* STORED DATA *
══════════════════════════════
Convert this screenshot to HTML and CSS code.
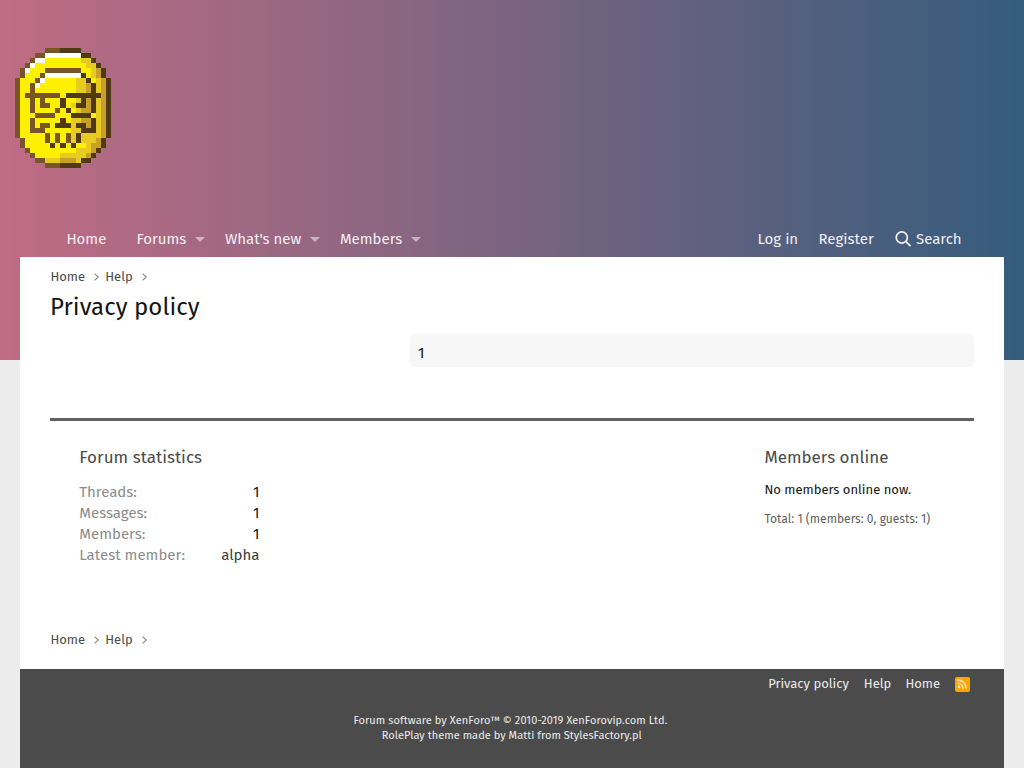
══════════════════════════════
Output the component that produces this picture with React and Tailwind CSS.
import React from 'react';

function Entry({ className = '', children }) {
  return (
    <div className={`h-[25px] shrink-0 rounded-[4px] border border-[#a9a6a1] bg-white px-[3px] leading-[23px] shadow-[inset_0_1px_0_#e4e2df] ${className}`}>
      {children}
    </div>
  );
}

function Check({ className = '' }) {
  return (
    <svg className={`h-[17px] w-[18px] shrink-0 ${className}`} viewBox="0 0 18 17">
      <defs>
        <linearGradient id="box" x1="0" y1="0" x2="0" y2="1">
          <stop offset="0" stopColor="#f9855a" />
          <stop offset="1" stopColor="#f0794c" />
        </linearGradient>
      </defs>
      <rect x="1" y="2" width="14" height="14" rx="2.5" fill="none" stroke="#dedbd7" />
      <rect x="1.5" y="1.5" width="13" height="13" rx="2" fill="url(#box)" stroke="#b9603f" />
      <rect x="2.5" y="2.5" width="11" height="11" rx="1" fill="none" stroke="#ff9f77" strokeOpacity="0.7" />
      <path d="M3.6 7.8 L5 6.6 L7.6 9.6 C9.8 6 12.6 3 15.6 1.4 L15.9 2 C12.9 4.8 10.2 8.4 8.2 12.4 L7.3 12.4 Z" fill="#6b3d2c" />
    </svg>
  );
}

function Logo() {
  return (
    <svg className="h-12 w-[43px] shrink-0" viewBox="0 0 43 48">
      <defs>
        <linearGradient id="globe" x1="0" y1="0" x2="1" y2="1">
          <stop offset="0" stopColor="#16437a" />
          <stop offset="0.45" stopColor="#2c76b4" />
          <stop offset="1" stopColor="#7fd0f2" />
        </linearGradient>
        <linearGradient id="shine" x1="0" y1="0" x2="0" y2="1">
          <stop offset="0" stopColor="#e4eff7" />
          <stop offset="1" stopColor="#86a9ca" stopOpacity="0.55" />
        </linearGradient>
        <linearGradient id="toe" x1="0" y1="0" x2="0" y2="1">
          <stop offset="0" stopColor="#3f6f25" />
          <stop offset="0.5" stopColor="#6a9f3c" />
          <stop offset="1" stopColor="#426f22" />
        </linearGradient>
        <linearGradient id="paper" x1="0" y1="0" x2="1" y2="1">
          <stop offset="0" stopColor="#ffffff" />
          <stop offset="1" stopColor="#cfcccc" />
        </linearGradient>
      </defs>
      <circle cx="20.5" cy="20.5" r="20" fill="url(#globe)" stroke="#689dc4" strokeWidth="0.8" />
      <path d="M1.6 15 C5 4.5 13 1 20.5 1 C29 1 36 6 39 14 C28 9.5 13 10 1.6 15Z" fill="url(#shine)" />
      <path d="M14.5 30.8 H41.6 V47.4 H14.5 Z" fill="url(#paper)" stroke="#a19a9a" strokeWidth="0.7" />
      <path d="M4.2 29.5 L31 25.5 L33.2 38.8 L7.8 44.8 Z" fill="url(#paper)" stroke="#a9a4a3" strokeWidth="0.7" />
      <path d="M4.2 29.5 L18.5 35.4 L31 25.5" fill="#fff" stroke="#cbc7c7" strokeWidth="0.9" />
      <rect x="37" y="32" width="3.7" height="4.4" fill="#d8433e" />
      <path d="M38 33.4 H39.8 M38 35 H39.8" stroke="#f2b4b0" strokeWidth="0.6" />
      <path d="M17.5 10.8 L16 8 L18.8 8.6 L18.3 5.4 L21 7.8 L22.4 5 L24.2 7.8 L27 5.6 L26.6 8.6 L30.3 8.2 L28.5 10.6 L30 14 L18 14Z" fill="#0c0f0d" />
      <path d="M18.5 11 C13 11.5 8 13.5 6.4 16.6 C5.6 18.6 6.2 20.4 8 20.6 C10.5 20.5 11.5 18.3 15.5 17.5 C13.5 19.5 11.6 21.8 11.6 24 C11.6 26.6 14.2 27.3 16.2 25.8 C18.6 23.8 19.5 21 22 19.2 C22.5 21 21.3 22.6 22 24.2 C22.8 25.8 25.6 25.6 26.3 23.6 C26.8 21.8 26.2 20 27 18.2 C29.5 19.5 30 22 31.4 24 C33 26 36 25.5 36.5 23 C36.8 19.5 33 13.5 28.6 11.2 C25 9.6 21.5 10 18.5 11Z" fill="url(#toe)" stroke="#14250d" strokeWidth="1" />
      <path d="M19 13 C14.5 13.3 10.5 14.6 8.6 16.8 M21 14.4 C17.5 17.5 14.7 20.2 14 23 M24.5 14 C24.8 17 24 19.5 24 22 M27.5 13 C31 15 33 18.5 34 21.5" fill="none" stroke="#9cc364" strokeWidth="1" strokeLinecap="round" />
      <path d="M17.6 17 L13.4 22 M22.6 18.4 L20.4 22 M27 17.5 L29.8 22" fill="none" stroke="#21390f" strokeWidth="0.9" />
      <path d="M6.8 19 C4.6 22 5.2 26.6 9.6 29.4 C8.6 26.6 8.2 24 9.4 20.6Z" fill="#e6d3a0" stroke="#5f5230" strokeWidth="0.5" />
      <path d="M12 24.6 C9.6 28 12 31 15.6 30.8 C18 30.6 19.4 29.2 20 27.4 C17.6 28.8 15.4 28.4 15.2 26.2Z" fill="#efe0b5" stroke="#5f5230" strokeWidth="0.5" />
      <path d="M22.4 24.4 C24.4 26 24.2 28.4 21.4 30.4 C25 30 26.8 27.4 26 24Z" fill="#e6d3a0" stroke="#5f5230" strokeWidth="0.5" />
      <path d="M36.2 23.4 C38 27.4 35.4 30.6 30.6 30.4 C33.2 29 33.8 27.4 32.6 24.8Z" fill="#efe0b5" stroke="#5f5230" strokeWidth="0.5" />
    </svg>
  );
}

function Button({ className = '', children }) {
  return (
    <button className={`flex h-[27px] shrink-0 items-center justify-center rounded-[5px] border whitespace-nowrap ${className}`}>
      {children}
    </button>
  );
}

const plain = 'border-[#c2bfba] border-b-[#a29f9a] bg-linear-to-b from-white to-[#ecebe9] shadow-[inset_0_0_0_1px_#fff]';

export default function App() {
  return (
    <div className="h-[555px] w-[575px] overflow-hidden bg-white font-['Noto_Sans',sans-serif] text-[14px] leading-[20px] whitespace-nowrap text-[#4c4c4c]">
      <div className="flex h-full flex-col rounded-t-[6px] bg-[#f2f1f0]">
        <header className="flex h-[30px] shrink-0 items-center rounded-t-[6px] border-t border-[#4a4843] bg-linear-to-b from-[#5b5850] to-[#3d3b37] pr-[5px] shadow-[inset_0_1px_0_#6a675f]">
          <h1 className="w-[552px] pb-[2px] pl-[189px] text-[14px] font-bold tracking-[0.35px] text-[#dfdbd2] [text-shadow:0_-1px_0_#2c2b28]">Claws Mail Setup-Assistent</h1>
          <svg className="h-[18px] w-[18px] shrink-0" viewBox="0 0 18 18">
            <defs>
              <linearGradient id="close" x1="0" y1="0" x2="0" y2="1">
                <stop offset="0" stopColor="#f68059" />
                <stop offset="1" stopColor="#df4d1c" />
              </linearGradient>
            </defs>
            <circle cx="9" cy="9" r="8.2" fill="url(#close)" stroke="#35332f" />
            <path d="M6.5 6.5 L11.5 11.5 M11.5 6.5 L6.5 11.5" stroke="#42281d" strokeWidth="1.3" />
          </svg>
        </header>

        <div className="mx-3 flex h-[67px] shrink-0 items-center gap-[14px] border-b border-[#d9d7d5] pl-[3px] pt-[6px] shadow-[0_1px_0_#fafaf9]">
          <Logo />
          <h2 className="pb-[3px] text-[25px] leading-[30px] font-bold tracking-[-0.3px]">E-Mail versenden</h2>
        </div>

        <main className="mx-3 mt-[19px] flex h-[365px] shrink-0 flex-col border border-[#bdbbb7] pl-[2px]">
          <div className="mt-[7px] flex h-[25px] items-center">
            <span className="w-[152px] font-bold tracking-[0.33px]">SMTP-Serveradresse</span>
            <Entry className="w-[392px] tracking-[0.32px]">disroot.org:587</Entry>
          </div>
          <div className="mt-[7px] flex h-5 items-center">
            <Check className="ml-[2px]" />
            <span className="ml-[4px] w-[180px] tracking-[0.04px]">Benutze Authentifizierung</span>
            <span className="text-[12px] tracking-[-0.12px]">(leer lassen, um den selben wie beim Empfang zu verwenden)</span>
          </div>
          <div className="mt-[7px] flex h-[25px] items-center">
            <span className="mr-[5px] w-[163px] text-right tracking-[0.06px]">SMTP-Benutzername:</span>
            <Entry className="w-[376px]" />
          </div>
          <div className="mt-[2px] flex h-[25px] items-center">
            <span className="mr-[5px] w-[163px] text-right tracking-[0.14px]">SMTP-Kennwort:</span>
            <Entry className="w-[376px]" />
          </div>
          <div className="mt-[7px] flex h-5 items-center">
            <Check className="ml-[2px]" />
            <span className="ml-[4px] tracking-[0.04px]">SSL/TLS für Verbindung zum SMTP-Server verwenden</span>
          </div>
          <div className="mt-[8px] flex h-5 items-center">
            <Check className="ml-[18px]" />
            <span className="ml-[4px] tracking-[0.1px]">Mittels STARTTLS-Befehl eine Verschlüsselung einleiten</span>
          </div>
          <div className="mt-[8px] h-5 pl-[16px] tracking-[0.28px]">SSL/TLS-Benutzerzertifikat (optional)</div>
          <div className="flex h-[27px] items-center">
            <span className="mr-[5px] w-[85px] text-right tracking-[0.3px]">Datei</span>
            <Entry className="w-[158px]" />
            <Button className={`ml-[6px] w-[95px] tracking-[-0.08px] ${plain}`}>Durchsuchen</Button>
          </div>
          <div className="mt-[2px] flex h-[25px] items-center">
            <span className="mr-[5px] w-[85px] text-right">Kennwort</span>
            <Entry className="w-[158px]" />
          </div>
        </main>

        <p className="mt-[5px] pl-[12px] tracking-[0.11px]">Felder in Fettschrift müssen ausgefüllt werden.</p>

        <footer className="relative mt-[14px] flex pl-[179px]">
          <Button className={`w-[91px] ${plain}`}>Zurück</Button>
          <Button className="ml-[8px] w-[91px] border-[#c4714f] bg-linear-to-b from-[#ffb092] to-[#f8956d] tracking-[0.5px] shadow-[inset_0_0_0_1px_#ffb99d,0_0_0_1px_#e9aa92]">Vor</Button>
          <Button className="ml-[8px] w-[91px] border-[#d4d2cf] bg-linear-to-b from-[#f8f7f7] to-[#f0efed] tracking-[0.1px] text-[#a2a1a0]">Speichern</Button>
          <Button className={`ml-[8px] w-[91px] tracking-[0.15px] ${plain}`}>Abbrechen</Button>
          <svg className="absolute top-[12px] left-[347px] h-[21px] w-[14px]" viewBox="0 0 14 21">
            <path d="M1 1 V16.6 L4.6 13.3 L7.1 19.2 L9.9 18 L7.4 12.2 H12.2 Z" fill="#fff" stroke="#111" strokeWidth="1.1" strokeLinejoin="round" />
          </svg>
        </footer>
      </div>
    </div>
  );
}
══════════════════════════════
* TASK GOAL *
Reproduce exactly the lines from the line with "Output the component" through the line with "import React from 'react';", both end lines included, and only those lines.

* RESULT OF THIS TASK *
Output the component that produces this picture with React and Tailwind CSS.
import React from 'react';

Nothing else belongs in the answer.